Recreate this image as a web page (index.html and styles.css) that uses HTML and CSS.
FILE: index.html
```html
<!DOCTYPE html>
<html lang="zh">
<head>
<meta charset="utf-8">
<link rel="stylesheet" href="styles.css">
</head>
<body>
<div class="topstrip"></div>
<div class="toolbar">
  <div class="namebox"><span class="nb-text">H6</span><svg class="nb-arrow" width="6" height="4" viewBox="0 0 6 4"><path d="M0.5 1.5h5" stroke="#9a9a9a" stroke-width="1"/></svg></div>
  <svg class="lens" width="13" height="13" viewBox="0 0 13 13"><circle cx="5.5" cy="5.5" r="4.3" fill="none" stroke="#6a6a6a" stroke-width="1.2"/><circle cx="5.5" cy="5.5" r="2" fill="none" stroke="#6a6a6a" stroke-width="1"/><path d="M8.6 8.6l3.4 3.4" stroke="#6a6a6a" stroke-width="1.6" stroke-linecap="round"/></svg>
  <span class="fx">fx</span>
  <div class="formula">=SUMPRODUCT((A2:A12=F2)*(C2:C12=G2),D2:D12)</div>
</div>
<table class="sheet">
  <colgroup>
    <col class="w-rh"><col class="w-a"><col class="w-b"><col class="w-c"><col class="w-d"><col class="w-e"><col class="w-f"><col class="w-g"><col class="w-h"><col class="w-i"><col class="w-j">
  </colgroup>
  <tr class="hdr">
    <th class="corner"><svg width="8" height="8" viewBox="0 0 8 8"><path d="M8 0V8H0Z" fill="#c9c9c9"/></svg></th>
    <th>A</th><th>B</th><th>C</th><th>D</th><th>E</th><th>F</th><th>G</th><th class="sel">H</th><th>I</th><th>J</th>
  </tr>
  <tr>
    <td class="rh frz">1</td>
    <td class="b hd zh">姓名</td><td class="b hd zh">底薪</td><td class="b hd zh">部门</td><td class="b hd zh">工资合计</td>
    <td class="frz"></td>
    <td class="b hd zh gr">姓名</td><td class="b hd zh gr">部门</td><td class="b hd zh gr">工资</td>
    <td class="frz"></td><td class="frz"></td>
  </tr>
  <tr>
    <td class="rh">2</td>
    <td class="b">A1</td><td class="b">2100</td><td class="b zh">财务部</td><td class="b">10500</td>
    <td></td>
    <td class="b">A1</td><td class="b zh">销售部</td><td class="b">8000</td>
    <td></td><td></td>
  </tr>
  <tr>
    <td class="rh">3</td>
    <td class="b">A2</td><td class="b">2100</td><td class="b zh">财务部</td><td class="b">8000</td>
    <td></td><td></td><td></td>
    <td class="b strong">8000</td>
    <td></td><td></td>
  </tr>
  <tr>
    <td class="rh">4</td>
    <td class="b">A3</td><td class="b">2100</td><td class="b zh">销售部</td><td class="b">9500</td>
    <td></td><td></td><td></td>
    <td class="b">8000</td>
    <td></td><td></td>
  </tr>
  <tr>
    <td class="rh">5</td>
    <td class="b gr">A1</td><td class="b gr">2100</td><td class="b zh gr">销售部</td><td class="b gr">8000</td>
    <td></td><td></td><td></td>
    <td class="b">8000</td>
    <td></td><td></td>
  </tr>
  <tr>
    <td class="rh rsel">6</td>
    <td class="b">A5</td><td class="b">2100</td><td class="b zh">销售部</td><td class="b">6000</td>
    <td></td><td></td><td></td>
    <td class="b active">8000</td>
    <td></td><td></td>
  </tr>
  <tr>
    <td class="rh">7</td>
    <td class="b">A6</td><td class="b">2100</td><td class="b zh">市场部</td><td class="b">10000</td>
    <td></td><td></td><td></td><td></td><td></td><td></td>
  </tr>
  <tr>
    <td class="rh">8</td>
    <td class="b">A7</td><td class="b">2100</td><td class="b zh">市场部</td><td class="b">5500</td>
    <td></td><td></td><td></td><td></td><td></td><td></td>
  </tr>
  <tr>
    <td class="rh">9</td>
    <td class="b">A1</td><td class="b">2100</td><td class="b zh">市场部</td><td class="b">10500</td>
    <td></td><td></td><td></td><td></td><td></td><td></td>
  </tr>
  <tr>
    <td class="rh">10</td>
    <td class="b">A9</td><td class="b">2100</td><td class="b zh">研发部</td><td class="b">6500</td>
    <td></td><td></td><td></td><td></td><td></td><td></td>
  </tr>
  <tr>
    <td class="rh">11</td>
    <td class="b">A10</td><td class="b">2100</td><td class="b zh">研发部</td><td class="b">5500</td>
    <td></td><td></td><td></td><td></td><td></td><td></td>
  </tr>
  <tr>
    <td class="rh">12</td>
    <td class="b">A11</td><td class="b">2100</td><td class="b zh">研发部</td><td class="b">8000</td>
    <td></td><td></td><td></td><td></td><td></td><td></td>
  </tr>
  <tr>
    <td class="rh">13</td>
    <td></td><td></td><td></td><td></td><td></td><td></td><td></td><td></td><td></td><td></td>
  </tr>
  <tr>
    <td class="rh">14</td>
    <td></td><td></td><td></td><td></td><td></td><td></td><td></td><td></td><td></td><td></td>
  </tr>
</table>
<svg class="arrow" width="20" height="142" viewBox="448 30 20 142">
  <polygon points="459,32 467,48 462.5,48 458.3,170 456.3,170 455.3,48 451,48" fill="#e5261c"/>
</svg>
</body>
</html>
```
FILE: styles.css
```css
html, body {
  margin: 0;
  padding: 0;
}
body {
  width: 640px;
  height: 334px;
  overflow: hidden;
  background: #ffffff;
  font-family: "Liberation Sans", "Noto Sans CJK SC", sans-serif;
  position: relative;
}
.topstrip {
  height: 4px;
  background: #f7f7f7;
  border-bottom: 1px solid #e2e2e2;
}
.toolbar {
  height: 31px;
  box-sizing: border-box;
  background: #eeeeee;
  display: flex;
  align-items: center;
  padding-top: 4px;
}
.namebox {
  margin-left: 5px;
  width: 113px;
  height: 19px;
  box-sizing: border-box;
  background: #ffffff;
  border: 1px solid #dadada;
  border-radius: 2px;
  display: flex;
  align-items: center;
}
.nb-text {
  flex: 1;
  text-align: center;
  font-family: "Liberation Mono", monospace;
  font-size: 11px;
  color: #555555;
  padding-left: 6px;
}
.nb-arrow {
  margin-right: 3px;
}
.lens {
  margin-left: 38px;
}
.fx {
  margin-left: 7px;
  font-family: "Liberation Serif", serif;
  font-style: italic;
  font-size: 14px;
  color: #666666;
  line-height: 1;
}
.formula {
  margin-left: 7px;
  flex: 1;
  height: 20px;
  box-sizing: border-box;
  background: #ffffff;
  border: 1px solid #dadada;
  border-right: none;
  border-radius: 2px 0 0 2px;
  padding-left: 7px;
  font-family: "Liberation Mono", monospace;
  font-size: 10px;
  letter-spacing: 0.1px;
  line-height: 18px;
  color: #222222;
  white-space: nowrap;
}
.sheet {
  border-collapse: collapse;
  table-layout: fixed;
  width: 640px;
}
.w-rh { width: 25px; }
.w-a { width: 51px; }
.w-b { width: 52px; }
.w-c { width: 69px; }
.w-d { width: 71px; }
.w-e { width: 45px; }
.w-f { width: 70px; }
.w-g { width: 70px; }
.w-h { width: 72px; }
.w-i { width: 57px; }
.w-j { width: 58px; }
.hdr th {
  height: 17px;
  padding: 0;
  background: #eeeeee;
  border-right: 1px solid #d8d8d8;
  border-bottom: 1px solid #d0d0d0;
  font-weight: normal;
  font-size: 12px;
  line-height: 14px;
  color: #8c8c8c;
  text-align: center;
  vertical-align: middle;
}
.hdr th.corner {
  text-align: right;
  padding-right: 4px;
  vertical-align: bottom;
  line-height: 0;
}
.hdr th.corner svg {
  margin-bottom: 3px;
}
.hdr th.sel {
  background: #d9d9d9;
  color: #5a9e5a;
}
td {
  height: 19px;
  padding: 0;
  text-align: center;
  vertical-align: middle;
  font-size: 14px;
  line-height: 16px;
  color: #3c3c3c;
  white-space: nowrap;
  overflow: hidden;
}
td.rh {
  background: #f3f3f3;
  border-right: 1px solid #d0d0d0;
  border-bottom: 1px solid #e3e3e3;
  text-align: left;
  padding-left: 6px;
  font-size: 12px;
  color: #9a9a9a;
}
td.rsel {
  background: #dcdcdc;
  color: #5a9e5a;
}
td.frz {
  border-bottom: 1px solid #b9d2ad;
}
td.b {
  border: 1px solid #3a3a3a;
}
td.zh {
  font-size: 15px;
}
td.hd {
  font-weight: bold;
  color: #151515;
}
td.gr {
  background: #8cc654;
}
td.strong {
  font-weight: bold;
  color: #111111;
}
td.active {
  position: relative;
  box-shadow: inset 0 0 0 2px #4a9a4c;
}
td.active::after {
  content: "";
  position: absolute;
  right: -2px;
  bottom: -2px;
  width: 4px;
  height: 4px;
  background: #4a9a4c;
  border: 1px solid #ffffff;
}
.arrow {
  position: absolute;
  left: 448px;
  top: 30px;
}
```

§ **Instructions for the task**: Select the lines in this material that hold the word "styles", leaving none out.

§ **Expected output**:
Recreate this image as a web page (index.html and styles.css) that uses HTML and CSS.
<link rel="stylesheet" href="styles.css">
FILE: styles.css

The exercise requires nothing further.